A partir de là, c’était parti. Chacun d’eux hurlait de plus en plus fort des arguments de plus en plus spécieux. Les enfants pleurnichaient et moi je prévoyais de ne pas digérer mon petit déjeuner. Ils pouvaient monter jusqu’à un niveau de méchanceté et d’horreurs inqualifiable. De vieilles querelles remontaient à la surface. Les accusations mensongères qui englobaient à l’occasion, les familles et belles familles terrassaient de tristesse les témoins éventuels.

 

Si la scène de ménage avait lieu le soir, chacun finissait par aller se coucher. Le lendemain, chose curieuse, nos deux ostrogoths réconciliés sur l’oreiller, se levaient frais et dispos. Au contraire, nous autres les témoins, frères, sœurs, ou parents, tous mal à l’aise et fatigués nous pensions que, cette fois, on ne leur pardonnerait jamais.



Aglaé

Post Scriptum

la mort de Georges nous a déchirés en deux. Il était arrivé à Saint Véran accompagné de sa femme et d'une de ses filles, Marie Hélène, avec le projet minutieusement préparé de bonnes et belles marches en montagne. Le soir même, ils s'étaient un peu engueulés parce que les randonnées prévues se présentaient comme fatiguantes pour les deux femmes. On verrait ça demain.



Il n'y eut pas de demain. A minuit, il se plaignit d'un très violent mal de tête et réclama un antalgique. Dès ce moment, il ne prononça plus une seule parole. Mado, bouleversée,réveilla les patrons de l'hôtel. Une ambulance emporta Georges à l'hôpital de Grenoble. Il était dans le coma...Ne reprit jamais connaissance???L'assistance respiratoire fut débranchée le lendemain.

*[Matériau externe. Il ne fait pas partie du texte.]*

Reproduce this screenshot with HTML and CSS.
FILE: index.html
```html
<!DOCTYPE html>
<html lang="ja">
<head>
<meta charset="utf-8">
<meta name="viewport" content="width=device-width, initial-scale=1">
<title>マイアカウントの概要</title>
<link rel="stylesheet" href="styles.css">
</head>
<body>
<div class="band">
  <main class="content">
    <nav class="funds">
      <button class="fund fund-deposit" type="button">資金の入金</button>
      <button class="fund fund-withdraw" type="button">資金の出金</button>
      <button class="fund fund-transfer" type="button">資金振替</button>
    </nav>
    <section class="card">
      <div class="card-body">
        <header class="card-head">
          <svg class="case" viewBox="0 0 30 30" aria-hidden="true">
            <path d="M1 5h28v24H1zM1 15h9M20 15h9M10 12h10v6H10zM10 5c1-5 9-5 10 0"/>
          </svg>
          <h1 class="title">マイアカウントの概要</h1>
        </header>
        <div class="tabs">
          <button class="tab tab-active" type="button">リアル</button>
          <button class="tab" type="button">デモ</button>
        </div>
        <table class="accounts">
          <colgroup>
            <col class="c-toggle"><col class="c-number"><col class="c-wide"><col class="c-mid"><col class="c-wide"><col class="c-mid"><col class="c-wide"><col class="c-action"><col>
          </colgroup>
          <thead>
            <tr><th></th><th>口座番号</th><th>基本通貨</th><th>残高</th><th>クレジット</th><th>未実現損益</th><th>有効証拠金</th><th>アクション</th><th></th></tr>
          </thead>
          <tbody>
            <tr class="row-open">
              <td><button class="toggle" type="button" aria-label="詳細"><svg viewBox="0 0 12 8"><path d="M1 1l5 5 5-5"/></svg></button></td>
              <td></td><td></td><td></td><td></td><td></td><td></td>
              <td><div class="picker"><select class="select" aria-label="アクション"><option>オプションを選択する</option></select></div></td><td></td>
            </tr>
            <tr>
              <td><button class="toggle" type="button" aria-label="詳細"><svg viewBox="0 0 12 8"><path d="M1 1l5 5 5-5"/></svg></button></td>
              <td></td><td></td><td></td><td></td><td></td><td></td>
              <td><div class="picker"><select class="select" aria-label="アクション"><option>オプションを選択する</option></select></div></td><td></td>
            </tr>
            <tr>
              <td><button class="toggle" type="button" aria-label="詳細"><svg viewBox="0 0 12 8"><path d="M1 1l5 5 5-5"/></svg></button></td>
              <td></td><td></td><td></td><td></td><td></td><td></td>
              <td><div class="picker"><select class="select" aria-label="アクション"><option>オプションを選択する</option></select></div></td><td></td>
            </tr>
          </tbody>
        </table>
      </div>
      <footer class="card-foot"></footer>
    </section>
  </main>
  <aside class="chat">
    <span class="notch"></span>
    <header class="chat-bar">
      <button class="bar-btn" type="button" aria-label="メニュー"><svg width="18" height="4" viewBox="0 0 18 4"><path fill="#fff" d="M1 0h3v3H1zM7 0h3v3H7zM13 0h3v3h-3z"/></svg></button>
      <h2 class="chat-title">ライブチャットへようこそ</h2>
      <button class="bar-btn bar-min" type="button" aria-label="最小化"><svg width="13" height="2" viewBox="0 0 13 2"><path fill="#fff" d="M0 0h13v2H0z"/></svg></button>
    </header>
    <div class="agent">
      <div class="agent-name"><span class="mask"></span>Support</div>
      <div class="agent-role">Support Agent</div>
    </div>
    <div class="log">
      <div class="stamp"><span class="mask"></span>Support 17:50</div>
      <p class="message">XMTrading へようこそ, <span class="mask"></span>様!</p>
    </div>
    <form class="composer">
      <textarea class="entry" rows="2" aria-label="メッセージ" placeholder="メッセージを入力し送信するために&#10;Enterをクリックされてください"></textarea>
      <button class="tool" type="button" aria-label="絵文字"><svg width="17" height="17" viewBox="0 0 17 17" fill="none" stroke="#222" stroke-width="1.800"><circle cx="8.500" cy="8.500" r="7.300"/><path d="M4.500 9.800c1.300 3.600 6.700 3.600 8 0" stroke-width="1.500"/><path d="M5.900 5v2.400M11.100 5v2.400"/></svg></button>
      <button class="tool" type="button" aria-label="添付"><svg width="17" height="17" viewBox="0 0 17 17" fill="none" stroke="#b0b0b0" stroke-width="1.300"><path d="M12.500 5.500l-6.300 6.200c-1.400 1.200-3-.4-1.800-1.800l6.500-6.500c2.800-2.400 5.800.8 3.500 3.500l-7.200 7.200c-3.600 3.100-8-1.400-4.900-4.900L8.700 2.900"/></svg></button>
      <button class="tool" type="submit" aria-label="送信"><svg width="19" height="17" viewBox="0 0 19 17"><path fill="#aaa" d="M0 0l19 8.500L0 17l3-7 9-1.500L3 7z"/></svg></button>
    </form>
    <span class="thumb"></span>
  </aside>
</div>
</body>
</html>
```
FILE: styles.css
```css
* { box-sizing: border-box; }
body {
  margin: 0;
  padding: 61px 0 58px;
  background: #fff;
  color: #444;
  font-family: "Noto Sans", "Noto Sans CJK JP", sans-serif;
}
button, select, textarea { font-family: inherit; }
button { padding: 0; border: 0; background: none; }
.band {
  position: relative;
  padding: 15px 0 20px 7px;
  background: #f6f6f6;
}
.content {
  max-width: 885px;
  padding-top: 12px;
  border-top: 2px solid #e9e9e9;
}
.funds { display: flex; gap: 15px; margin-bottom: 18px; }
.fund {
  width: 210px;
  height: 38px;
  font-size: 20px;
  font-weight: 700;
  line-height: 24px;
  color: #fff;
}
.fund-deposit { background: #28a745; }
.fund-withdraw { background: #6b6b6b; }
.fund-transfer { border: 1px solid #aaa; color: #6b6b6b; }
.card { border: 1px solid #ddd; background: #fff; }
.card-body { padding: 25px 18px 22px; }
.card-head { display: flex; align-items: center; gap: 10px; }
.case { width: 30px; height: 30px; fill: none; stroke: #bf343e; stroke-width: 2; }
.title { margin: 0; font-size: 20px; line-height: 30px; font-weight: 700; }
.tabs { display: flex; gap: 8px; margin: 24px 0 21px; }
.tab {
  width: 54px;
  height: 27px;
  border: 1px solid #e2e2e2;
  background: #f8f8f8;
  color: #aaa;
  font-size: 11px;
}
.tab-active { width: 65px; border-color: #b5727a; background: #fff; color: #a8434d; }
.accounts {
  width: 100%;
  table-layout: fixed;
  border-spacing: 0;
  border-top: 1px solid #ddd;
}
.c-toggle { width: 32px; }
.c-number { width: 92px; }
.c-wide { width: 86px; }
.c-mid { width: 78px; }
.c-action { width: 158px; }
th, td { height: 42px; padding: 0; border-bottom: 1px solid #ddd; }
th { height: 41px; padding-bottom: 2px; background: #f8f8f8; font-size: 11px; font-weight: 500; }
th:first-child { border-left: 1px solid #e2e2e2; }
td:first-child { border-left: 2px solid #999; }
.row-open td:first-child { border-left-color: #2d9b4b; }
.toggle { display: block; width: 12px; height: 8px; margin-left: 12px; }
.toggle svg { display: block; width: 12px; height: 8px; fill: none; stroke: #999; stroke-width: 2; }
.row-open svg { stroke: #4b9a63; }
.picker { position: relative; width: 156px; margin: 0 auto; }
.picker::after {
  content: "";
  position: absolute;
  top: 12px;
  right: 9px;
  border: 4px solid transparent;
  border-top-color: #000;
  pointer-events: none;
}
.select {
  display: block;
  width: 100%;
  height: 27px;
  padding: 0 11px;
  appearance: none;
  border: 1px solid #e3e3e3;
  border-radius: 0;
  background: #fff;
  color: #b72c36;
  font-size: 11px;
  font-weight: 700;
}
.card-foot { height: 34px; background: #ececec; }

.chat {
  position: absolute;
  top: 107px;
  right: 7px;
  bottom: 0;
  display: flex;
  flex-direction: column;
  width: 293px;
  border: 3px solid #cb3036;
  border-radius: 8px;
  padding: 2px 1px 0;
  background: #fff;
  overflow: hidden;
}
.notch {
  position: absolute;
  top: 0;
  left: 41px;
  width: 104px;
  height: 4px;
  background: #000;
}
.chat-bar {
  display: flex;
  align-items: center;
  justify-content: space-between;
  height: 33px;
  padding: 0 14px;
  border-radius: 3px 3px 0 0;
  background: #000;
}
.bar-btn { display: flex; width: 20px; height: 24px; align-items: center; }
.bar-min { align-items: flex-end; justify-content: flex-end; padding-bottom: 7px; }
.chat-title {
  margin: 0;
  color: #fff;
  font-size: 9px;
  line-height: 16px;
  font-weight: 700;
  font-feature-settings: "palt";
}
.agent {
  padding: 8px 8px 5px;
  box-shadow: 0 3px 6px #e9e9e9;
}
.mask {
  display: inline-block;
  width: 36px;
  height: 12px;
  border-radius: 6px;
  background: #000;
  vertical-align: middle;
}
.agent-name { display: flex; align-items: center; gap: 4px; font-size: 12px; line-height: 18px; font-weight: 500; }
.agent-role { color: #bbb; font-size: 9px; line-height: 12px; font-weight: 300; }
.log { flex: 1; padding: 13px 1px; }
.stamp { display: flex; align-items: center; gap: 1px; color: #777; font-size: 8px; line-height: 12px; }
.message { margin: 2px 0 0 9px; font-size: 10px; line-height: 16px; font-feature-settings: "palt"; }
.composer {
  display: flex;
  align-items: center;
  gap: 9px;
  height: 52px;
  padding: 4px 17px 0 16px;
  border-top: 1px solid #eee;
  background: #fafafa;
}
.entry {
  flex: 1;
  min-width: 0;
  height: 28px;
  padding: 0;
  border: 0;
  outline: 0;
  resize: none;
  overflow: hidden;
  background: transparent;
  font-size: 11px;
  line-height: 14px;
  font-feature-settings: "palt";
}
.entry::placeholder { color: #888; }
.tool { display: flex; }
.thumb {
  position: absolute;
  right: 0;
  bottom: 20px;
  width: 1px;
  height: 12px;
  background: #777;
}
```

Nous nous retrouvâmes tous à Paris le jour suivant par une chaleur de 15 Aout. Il est enterré au cimetière de Massy et aucun d'entre nous ne lui rend visite bien souvent. Nous avons rangé le sac à dos de ses vacances que personne sauf lui n'avait touché. Depuis des années il souhaitait posseder de belles chemises de drap taillées sur mesure. Elles étaient là, toutes neuves, une bleue et une rouge. Et, enfouis entre elles, une dizaine de citrons. Georges diasait toujours qu'il ne faut pas oublier d'emporter des citrons pour la soi quand on part marcher en montagne.